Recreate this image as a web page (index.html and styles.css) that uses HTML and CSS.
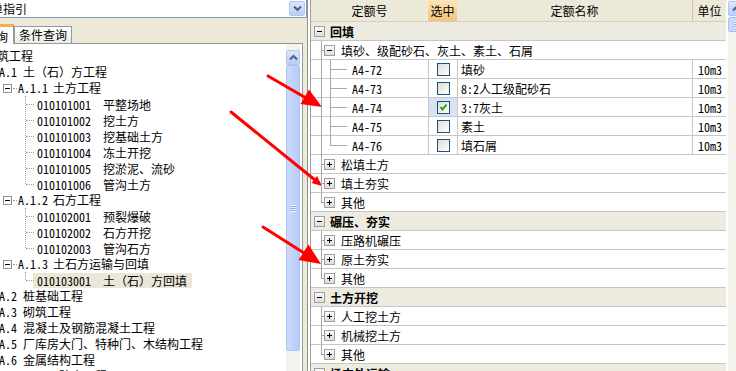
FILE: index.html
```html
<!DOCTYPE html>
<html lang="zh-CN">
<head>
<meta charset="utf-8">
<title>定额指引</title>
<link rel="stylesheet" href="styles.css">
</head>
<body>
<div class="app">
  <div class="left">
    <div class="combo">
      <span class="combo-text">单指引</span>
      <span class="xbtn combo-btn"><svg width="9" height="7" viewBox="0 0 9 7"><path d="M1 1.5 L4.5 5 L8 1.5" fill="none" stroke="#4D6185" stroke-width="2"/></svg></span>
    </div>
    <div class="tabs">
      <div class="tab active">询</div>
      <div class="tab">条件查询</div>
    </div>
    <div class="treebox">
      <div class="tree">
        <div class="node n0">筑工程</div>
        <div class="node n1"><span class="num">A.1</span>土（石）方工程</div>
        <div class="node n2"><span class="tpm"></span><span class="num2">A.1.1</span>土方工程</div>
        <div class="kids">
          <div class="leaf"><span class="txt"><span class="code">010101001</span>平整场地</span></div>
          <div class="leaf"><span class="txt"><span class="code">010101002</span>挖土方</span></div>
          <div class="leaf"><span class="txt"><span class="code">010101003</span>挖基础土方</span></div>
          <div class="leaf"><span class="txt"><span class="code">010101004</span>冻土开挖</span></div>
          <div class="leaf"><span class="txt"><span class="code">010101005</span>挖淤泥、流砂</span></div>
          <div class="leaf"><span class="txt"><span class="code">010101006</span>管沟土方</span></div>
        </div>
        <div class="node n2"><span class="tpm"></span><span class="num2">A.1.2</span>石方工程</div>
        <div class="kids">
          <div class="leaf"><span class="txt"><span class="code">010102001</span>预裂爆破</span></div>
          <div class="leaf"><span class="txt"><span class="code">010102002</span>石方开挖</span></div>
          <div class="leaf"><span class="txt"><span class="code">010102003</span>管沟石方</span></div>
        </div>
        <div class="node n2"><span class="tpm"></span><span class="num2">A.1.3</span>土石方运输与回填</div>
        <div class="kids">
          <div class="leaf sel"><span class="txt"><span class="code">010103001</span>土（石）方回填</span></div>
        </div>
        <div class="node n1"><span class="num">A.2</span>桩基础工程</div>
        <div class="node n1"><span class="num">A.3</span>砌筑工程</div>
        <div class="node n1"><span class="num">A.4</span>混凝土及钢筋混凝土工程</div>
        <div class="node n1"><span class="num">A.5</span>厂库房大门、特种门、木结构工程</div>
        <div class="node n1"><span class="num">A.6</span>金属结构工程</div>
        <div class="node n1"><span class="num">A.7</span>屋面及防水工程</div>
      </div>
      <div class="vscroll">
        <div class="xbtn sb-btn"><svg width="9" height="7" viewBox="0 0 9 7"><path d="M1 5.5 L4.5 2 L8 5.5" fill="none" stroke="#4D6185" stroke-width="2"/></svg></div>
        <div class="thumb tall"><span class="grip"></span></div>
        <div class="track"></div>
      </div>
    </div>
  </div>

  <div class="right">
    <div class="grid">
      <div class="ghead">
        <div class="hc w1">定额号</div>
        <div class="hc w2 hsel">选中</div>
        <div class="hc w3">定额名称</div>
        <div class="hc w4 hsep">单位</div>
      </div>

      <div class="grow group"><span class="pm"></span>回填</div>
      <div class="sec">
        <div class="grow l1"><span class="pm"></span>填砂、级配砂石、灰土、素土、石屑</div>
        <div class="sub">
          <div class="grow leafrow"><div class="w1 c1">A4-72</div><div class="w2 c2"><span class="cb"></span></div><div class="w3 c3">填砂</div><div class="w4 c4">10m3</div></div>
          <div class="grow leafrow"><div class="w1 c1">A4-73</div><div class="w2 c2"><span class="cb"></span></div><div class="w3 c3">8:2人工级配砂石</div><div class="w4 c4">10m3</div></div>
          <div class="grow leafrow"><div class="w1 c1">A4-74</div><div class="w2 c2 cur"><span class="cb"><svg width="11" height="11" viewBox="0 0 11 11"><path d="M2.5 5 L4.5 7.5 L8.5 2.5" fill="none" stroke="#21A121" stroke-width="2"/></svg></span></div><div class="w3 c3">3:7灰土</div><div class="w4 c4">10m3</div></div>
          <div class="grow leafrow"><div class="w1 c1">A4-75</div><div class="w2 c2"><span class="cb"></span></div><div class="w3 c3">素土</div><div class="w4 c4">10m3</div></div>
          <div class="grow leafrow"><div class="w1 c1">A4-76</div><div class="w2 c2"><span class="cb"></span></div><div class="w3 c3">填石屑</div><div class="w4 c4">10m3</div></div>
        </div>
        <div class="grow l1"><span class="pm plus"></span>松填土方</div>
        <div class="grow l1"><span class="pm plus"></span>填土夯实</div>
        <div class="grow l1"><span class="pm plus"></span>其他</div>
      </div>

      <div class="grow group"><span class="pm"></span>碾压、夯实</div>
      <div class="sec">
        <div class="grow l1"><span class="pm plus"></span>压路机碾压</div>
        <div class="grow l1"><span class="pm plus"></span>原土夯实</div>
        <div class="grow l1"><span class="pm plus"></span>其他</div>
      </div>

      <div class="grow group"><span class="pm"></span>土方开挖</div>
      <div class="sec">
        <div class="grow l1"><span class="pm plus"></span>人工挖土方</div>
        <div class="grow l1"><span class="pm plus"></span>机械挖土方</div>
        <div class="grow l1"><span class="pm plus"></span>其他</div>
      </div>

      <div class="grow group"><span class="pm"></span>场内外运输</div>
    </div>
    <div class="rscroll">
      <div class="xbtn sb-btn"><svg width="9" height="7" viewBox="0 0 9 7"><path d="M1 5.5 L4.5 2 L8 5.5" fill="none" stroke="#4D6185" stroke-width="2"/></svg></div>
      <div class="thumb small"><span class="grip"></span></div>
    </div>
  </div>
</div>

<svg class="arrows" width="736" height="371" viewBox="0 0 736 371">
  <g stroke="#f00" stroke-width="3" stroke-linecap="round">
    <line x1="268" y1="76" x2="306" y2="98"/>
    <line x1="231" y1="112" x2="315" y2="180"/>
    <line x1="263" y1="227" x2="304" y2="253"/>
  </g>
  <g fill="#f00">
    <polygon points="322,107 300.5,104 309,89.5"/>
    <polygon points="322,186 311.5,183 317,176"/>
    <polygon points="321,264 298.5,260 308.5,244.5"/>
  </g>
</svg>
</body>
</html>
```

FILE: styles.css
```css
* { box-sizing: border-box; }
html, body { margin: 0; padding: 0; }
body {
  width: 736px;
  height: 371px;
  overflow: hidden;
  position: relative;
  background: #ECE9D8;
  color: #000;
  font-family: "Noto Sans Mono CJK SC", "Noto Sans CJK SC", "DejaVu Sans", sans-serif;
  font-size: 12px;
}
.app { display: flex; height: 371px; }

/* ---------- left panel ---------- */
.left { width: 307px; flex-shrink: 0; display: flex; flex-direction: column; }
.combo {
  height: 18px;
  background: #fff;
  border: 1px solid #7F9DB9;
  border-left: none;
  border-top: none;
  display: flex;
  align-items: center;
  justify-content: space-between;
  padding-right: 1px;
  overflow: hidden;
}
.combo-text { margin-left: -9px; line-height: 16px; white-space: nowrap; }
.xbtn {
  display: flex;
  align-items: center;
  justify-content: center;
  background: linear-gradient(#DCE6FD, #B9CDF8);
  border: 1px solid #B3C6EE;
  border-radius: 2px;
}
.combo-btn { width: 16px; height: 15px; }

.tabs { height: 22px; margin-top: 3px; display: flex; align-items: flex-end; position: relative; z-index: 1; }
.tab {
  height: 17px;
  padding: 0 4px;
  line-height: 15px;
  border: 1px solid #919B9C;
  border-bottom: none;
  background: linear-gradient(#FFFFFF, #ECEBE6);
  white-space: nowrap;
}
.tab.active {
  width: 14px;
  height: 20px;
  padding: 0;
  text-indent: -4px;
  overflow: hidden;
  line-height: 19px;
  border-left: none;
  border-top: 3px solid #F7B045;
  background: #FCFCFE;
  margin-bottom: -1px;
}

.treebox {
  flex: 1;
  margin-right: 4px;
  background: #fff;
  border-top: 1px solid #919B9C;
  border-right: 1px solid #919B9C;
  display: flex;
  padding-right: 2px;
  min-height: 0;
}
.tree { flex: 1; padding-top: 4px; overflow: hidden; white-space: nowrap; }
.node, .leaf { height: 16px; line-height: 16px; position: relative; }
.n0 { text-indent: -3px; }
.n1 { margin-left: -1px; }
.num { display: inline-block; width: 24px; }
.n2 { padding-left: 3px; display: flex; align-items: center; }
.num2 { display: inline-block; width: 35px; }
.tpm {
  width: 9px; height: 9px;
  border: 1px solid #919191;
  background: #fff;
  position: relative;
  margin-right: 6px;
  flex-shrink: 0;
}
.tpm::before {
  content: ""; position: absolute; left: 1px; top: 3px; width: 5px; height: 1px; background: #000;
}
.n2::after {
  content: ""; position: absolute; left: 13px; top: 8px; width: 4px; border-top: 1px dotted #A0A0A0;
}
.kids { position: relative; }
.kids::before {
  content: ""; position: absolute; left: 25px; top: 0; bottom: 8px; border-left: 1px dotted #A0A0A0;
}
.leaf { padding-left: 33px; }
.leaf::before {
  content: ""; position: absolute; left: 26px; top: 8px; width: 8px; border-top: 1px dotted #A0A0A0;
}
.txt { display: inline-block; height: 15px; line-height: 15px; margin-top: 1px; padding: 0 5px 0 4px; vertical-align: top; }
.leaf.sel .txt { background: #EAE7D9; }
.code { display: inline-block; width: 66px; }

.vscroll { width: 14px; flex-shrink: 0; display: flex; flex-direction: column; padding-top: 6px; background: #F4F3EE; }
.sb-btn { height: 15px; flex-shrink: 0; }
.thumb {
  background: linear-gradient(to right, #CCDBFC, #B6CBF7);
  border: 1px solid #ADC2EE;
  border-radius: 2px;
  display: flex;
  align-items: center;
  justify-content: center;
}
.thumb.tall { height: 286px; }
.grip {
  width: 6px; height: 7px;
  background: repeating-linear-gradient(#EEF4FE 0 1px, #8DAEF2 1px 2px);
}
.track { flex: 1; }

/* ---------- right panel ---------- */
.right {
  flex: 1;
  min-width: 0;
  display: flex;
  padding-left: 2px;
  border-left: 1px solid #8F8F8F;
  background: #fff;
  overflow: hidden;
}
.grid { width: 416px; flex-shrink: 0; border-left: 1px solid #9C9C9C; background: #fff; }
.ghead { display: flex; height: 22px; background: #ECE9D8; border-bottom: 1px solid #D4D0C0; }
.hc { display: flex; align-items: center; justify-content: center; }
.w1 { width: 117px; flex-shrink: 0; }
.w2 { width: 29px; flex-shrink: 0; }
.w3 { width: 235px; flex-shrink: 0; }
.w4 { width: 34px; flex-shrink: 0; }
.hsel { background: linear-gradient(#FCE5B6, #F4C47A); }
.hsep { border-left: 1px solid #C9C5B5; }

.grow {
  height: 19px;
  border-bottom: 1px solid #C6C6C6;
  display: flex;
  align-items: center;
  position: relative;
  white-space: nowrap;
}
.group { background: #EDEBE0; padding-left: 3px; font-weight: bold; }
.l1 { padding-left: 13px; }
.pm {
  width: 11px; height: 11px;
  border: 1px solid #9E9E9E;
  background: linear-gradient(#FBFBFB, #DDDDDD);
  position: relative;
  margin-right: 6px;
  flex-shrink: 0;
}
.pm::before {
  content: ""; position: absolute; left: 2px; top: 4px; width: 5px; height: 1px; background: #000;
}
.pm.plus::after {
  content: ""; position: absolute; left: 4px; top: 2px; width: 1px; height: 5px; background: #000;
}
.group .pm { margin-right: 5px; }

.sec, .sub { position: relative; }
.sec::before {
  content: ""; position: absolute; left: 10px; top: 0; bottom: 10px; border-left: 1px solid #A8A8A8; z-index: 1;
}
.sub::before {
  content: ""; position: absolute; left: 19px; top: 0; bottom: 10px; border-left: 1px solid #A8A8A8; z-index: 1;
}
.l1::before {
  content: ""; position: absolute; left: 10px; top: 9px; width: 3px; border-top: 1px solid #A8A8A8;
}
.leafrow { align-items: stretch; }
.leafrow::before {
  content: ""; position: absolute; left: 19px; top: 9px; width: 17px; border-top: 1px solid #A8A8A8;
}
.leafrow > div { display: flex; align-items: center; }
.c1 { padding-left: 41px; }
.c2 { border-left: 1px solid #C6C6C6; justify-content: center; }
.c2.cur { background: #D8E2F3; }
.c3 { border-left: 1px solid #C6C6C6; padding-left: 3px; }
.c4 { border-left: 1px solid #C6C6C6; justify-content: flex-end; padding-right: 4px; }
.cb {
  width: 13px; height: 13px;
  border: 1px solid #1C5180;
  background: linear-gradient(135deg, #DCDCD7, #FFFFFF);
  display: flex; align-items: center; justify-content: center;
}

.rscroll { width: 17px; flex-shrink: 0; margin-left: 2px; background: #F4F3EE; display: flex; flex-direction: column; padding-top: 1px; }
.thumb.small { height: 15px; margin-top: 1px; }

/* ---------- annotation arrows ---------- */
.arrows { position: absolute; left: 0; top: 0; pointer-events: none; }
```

★ ★ ★ ★

*Aim*
Extract lines where the string "styles" occurs.

*Response*
Recreate this image as a web page (index.html and styles.css) that uses HTML and CSS.
<link rel="stylesheet" href="styles.css">
FILE: styles.css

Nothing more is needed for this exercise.